İş-yaşam dengesini sağlamak, yalnızca işveren politikaları ile değil, aynı zamanda ülke çapında belirlenen yasalar ve kültürel normlarla da doğrudan ilişkilidir. Çalışanların sağlıklı bir iş-yaşam dengesine sahip olabilmesi için uzun çalışma saatleri ve kısıtlı izin sürelerinin ortadan kaldırılması gerekiyor. Avrupa ülkeleri, sundukları uzun süreli ücretli izinler ve ebeveynlik desteğiyle bu dengeyi başarılı şekilde sağlıyorlar. Diğer taraftan, Güney Amerika ve bazı Avrupa dışı ülkelerde çalışma saatlerinin uzaması ve sınırlı izin süreleri, iş-yaşam dengesini olumsuz etkiliyor.

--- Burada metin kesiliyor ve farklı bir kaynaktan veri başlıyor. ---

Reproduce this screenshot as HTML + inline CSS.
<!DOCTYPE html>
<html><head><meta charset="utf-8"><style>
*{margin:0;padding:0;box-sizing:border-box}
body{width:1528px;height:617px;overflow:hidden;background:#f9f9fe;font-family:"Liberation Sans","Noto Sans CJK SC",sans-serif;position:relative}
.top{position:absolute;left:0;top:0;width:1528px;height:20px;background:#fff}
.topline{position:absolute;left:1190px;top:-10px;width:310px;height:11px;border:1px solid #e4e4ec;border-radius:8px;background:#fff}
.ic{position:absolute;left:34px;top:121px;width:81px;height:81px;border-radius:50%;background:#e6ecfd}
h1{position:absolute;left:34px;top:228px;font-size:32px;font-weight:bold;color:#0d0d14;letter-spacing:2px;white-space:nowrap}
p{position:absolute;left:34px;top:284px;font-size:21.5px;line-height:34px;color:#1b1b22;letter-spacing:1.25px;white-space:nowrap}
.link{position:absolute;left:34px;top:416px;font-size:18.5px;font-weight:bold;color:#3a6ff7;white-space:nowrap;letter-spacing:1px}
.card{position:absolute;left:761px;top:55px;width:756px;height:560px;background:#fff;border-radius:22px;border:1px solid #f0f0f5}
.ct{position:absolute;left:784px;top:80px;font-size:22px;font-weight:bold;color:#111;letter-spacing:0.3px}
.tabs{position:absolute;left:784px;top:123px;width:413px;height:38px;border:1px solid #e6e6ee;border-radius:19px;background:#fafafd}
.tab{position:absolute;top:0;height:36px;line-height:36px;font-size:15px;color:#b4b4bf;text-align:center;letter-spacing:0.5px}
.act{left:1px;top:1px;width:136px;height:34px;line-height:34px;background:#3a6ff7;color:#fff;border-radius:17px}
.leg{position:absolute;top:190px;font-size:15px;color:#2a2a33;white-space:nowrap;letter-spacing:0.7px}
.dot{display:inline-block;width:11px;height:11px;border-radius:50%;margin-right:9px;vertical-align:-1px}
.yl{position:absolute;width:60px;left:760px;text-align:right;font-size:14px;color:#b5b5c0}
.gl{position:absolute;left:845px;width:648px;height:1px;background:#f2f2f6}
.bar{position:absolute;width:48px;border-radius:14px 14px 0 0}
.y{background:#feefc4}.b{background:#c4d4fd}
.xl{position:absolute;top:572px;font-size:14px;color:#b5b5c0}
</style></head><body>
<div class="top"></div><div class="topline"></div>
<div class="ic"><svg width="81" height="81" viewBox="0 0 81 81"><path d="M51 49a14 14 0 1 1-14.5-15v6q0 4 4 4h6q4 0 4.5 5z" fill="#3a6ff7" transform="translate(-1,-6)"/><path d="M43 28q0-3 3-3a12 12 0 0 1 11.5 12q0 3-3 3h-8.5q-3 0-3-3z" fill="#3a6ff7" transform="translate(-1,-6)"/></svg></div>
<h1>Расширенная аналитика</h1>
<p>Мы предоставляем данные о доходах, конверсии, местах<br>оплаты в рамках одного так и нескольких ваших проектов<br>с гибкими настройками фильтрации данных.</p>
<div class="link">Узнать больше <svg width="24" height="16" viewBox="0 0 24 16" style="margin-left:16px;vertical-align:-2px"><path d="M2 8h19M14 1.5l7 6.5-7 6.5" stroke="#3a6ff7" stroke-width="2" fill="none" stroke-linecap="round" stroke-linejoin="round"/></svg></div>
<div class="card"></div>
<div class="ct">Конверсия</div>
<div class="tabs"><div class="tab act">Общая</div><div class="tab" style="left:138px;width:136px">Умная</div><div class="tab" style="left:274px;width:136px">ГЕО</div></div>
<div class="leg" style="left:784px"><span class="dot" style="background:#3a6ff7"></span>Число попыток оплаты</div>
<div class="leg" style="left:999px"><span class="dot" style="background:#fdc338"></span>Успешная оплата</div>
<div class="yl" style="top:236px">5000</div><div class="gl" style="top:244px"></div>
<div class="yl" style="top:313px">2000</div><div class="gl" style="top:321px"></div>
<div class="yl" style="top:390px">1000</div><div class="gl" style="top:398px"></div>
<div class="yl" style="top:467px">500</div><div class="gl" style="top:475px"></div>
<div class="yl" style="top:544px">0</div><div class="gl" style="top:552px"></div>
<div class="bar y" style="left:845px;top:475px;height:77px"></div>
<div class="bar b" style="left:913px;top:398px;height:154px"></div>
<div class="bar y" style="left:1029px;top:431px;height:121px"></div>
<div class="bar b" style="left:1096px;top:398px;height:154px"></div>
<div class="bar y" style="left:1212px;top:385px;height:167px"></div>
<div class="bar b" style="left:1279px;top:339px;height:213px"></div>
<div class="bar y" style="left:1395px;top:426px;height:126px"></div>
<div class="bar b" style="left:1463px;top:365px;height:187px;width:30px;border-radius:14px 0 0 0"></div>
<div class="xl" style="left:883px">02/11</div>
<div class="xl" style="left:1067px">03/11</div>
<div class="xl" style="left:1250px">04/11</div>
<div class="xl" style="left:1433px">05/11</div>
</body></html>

İş-yaşam dengesinin sağlanması, sadece çalışanlar için değil, aynı zamanda iş gücü verimliliği ve toplum refahı açısından da büyük bir önem taşıyor. Bu konuda başarılı olan ülkeler, gelecekte daha sağlıklı ve mutlu bir iş gücü oluşturacak gibi görünüyor.